(Records with interface code)
--------

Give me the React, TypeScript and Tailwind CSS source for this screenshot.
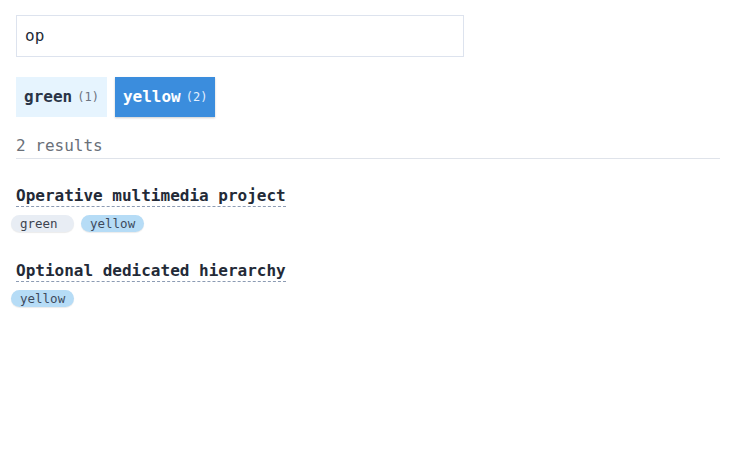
const results = [
  { title: "Operative multimedia project", tags: ["green", "yellow"] },
  { title: "Optional dedicated hierarchy", tags: ["yellow"] },
];

const facets = [
  { name: "green", count: 1, active: false },
  { name: "yellow", count: 2, active: true },
];

function Tag({ name }: { name: string }) {
  const cls =
    name === "yellow"
      ? "bg-[#b6dcf6] text-[#3d4a5c]"
      : "bg-[#e8edf4] text-[#3d4450]";
  return (
    <span
      className={`inline-block h-[17px] min-w-[63px] rounded-full px-[9px] text-[12.5px] leading-[17px] shadow-[0_1px_1px_rgba(0,0,0,0.08)] ${cls}`}
    >
      {name}
    </span>
  );
}

export default function App() {
  return (
    <div className="min-h-[469px] bg-white px-4 pt-[15px] font-['DejaVu_Sans_Mono',monospace] text-[#232a37]">
      <div className="w-[704px]">
        <div className="flex h-[42px] w-[448px] items-center border border-[#dde3ee] px-2 text-[16px]">
          op
        </div>

        <div className="mt-5 flex gap-2">
          {facets.map((f) => (
            <div
              key={f.name}
              className={`flex h-10 items-center gap-[5px] px-2 text-[16px] font-semibold ${
                f.active
                  ? "bg-[#3b8ddd] text-white shadow-[0_1px_2px_rgba(0,0,0,0.2)]"
                  : "bg-[#e6f4fe] text-[#2a3447]"
              }`}
            >
              <span>{f.name}</span>
              <span
                className={`text-[12px] font-normal ${
                  f.active ? "text-[#e3efff]" : "text-[#6b7380]"
                }`}
              >
                ({f.count})
              </span>
            </div>
          ))}
        </div>

        <div className="mt-[19px] border-b border-[#dfe3ea] pb-[2px] text-[16px] leading-[20px] text-[#6a7079]">
          2 results
        </div>

        <div className="mt-[27px] flex flex-col gap-[29px]">
          {results.map((r) => (
            <div key={r.title}>
              <div className="text-[16px] font-bold leading-[20px]">
                <span className="border-b border-dashed border-[#8c9bb3] pb-[1px]">
                  {r.title}
                </span>
              </div>
              <div className="-ml-[5px] mt-[9px] flex gap-[7px]">
                {r.tags.map((t) => (
                  <Tag key={t} name={t} />
                ))}
              </div>
            </div>
          ))}
        </div>
      </div>
    </div>
  );
}
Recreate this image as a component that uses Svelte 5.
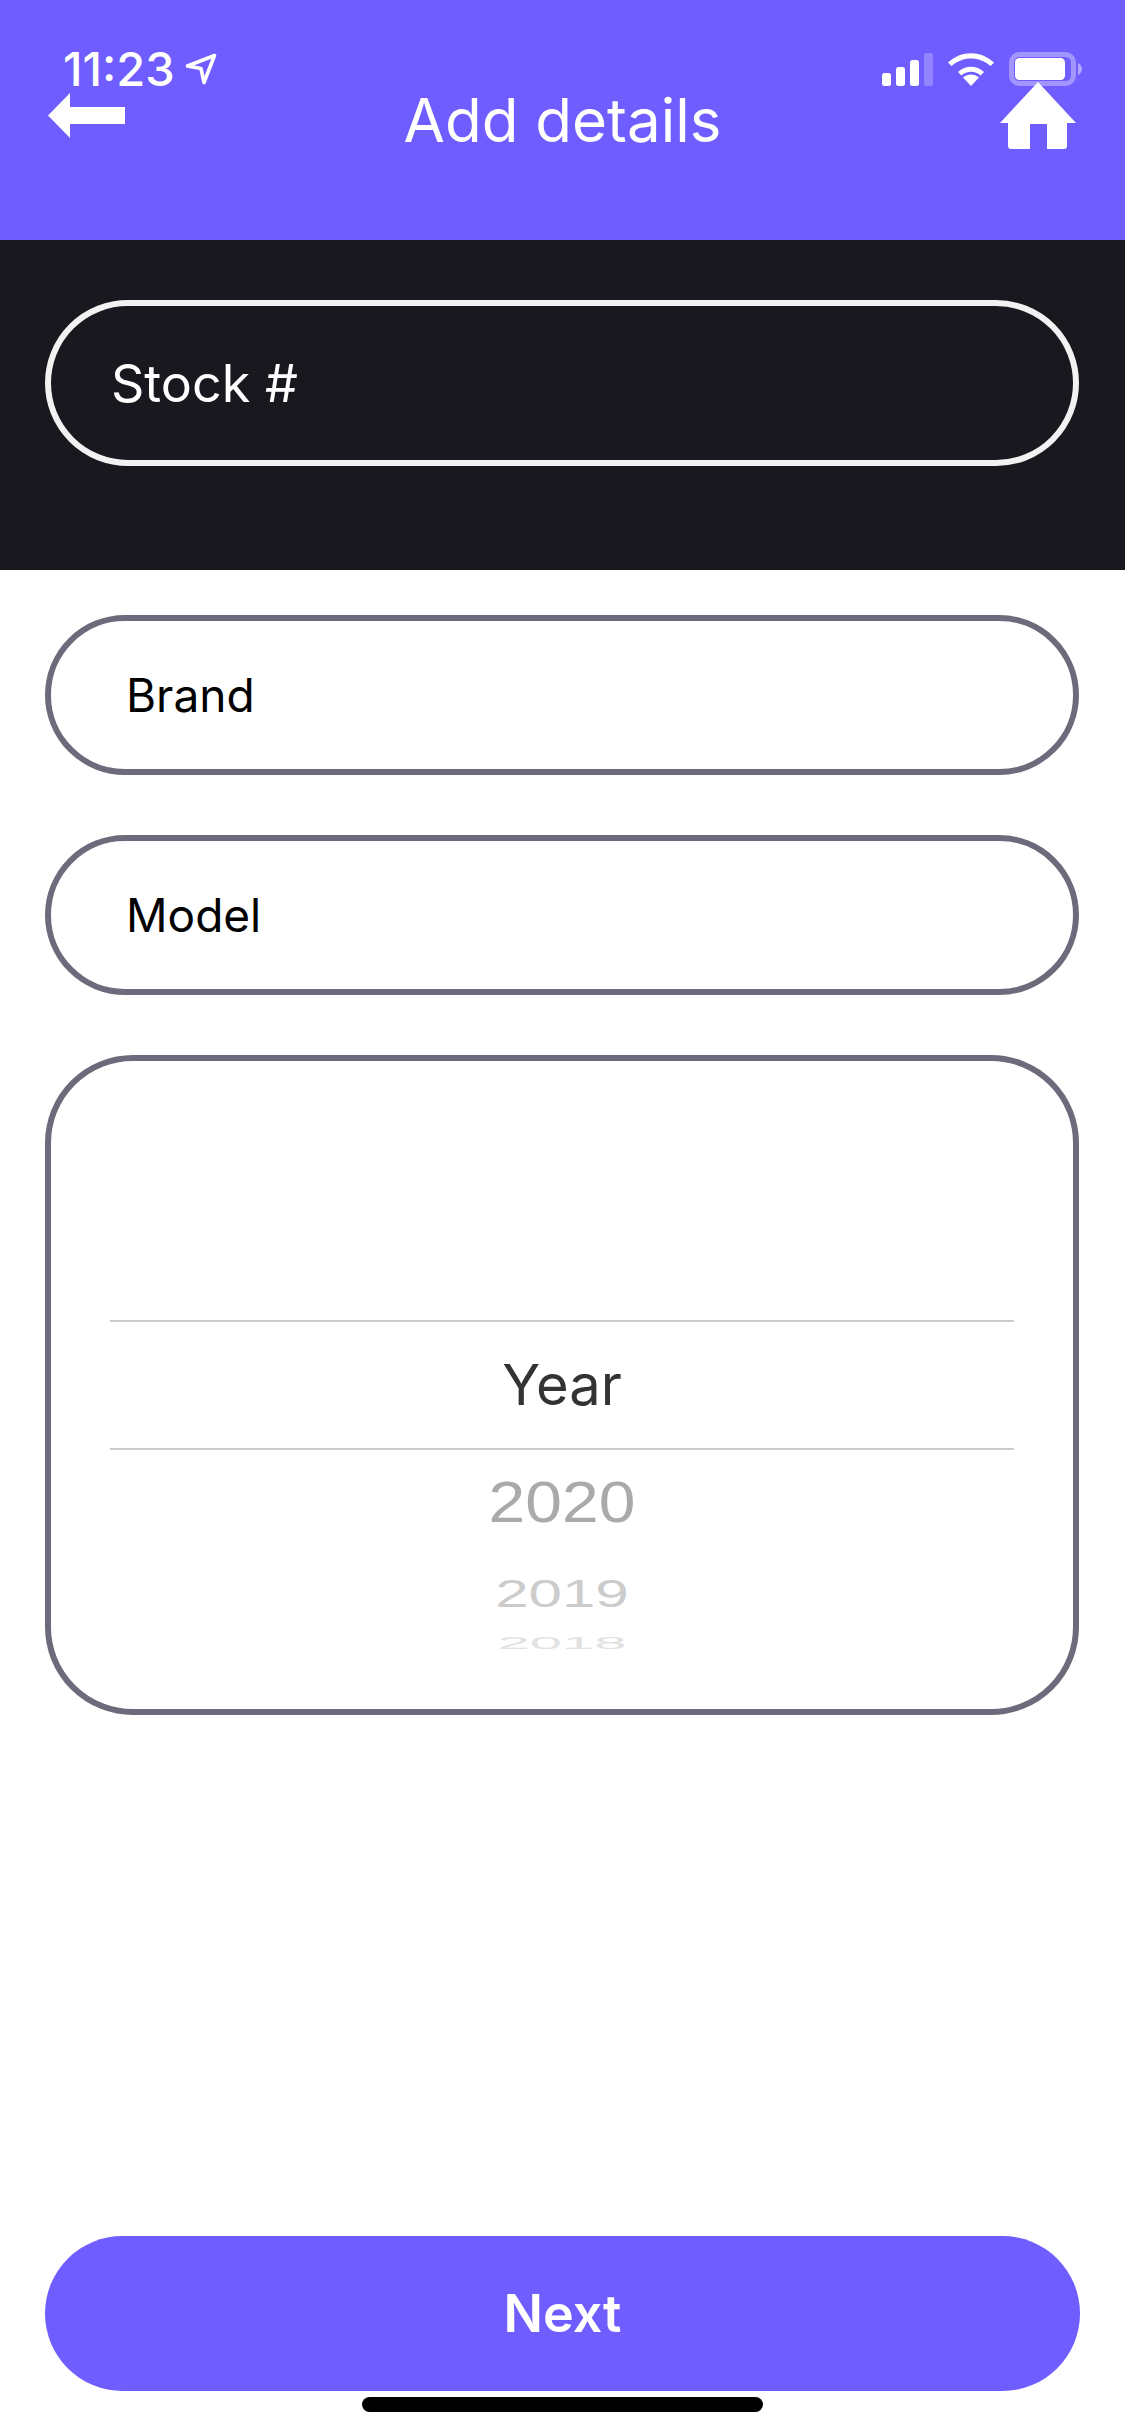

--------

Exercise
Copy, from the material above, each line in which the string "this" occurs.

Finished task
Give me the React, TypeScript and Tailwind CSS source for this screenshot.
Recreate this image as a component that uses Svelte 5.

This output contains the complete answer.